The Agency officer may change the original assessment if the case falls within the category of one or more specific “reasons” listed in the Act, namely:
- If the payer incurs high costs to enable him/her to spend time with the child;
- high costs associated with the child’s special needs
- High costs of caring for, educating or training the child in the way both parents intended
- The original assessment is unfair because of the child’s income, earning capacity, property or financial resources
- The original assessment is unfair because the payer has paid or transferred money, goods or property to the child, the payee, or a third party for the benefit of the child
- the high child care costs for the child (and the child is under 12 years of age)
- The parent’s necessary expenses significantly affect their capacity to support the child
- The original assessment is unfair because of the income, earning capacity, property or financial resources of one or both parents.

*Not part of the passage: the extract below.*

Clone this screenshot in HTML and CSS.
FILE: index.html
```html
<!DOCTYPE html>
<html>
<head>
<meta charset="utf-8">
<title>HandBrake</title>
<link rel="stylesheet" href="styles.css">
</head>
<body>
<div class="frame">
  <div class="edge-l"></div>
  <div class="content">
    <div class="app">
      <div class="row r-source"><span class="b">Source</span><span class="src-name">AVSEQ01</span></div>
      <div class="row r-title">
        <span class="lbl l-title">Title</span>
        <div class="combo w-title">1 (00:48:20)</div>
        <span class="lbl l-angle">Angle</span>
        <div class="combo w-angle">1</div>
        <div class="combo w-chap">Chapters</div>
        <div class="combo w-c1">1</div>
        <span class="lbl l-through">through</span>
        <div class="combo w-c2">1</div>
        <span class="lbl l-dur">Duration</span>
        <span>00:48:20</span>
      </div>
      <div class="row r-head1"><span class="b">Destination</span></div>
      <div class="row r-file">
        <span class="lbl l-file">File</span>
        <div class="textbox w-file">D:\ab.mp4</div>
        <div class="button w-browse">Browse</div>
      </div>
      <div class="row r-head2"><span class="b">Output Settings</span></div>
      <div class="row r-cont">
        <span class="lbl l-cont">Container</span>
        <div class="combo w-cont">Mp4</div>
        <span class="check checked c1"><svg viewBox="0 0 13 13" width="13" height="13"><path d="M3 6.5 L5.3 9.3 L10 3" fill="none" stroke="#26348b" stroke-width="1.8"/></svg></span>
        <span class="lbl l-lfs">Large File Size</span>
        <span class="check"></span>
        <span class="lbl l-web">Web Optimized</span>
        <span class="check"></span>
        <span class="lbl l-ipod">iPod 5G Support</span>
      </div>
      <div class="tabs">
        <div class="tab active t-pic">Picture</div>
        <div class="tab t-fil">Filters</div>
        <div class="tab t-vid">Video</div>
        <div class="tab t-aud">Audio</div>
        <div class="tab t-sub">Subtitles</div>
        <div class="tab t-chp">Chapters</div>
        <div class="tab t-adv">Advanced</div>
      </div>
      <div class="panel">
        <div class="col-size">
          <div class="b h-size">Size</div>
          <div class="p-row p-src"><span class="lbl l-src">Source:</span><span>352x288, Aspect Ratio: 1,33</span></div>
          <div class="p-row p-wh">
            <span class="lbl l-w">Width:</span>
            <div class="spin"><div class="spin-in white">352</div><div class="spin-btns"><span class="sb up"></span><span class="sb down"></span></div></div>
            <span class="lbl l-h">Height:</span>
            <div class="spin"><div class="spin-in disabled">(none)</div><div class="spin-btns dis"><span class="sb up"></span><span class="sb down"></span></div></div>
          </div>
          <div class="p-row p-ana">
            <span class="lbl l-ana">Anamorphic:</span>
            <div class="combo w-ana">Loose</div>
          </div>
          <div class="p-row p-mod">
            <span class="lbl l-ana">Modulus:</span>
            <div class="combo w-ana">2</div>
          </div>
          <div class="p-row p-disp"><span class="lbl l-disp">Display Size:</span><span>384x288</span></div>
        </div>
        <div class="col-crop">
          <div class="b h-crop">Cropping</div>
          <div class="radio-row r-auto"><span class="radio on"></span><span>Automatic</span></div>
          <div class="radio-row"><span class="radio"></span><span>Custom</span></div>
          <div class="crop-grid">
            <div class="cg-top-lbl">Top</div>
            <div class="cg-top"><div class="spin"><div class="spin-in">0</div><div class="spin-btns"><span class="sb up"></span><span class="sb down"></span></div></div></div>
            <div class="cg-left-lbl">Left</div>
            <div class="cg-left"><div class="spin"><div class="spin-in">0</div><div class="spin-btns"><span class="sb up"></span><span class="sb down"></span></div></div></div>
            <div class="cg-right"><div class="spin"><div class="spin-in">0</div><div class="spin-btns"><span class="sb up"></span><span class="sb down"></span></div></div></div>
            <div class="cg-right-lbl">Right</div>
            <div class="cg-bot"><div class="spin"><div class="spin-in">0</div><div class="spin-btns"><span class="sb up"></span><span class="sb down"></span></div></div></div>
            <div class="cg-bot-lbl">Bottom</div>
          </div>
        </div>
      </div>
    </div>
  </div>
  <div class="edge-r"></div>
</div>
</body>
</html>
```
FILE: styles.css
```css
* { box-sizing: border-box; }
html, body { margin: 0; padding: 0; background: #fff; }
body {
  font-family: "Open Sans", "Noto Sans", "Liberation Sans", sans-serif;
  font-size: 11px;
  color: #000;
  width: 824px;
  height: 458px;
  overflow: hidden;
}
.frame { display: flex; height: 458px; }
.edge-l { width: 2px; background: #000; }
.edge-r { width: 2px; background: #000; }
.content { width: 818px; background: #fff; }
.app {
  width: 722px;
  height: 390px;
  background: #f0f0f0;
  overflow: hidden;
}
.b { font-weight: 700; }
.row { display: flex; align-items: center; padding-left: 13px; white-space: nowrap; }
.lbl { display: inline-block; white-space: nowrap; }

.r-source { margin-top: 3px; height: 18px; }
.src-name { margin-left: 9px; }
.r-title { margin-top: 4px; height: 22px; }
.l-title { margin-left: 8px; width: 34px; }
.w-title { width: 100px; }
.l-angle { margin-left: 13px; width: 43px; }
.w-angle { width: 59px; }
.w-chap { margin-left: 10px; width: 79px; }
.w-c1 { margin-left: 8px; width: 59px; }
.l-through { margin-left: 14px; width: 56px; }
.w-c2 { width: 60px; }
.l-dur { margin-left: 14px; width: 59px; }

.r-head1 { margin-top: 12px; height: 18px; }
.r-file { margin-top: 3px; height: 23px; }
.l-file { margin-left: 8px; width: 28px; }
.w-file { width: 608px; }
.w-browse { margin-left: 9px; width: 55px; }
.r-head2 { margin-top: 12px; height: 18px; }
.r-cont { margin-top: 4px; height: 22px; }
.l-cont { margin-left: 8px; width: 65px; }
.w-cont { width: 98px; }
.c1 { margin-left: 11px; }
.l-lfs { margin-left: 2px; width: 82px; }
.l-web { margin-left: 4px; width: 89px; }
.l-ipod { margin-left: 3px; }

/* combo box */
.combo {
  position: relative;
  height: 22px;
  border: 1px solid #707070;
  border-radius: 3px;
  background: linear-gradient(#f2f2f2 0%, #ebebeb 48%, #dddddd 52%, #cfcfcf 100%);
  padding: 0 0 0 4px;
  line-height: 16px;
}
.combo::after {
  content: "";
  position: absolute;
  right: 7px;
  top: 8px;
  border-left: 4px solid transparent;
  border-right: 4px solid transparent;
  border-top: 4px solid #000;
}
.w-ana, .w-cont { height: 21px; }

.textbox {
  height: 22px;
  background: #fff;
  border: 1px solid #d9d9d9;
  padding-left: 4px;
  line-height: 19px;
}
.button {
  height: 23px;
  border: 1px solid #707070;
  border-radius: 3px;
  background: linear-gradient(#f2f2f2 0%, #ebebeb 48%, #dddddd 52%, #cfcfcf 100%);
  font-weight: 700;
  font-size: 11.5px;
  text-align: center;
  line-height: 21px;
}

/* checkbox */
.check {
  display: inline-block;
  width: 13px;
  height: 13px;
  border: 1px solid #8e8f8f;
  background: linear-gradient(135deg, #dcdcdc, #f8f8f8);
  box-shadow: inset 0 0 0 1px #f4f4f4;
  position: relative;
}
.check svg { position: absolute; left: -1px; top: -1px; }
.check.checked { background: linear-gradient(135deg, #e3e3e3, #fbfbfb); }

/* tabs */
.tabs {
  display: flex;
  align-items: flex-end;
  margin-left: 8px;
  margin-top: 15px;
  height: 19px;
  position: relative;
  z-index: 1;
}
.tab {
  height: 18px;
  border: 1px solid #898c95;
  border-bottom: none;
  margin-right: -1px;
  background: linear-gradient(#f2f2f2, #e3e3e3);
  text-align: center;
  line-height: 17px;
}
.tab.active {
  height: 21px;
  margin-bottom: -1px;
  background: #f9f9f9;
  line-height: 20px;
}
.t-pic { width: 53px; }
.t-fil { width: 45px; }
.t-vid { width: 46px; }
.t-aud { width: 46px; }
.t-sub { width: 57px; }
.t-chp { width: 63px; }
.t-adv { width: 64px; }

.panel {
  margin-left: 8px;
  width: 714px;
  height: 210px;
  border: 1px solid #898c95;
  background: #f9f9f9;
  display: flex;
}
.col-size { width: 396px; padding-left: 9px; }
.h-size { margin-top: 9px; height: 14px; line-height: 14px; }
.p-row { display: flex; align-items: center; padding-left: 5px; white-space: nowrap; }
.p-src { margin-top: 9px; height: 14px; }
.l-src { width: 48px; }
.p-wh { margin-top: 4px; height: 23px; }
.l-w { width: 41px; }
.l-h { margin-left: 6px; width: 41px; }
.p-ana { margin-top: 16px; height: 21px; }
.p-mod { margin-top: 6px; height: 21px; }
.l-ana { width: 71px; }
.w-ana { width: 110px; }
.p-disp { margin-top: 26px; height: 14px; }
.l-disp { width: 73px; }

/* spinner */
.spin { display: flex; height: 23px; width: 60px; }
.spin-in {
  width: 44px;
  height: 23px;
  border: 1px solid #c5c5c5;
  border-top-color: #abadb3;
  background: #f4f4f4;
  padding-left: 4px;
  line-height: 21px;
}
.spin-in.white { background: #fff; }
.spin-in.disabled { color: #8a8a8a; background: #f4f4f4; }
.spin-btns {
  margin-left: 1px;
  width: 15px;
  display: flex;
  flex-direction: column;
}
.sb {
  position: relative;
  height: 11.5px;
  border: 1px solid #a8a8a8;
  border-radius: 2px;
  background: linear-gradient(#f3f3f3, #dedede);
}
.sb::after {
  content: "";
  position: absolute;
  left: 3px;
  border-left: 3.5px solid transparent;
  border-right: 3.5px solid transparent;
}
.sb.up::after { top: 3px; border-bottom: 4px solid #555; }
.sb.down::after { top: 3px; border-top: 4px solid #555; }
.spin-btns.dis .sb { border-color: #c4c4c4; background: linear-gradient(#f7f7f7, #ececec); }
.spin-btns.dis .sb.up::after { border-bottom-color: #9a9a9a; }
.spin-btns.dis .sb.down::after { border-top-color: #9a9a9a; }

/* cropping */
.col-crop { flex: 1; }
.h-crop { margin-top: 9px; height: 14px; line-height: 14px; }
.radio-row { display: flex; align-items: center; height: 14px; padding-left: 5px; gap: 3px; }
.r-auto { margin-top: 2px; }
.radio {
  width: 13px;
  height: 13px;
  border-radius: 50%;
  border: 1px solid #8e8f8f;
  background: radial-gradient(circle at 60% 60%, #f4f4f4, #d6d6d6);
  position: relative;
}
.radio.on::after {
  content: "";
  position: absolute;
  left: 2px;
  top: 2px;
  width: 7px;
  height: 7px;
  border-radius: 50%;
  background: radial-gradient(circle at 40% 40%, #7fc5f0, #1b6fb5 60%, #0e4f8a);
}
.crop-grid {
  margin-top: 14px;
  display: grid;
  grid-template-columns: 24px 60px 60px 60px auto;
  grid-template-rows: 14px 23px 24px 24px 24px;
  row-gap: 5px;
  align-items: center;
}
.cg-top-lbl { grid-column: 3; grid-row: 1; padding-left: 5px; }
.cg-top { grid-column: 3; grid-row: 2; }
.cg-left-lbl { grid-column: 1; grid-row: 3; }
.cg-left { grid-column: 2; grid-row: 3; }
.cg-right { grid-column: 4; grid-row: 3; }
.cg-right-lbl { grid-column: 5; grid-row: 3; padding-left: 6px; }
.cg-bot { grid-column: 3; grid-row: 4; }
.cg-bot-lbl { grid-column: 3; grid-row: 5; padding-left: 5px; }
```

- The parent’s capacity to support the child is significantly affected by:
- their legal duty to maintain another child or person,
- their necessary expenses in supporting another child or person they have a legal duty to maintain
- their high costs of enabling them to spend time with, or communicate with, another child or person they have a legal duty to maintain.
- The parent’s responsibility to maintain a resident child significantly reduces their capacity to support the child support child.
External review applications to the SSAT or AAT
A parent may challenge the in-house review decision by appealing to the Social Security Appeals Tribunal (SSAT).
The SSAT provides an informal and economical procedure to review decisions made by the Agency.
The SSAT will consider all submissions by the parties and will take a fresh look at the original decision made by the Agency.
Appeals to the Courts
A parent affected by a decision from the SSAT may appeal to the Family Court or the Federal Magistrates Court applying family law jurisdiction.
A parent may in some cases also appeal directly to a Court in relation to a decision made by the Agency.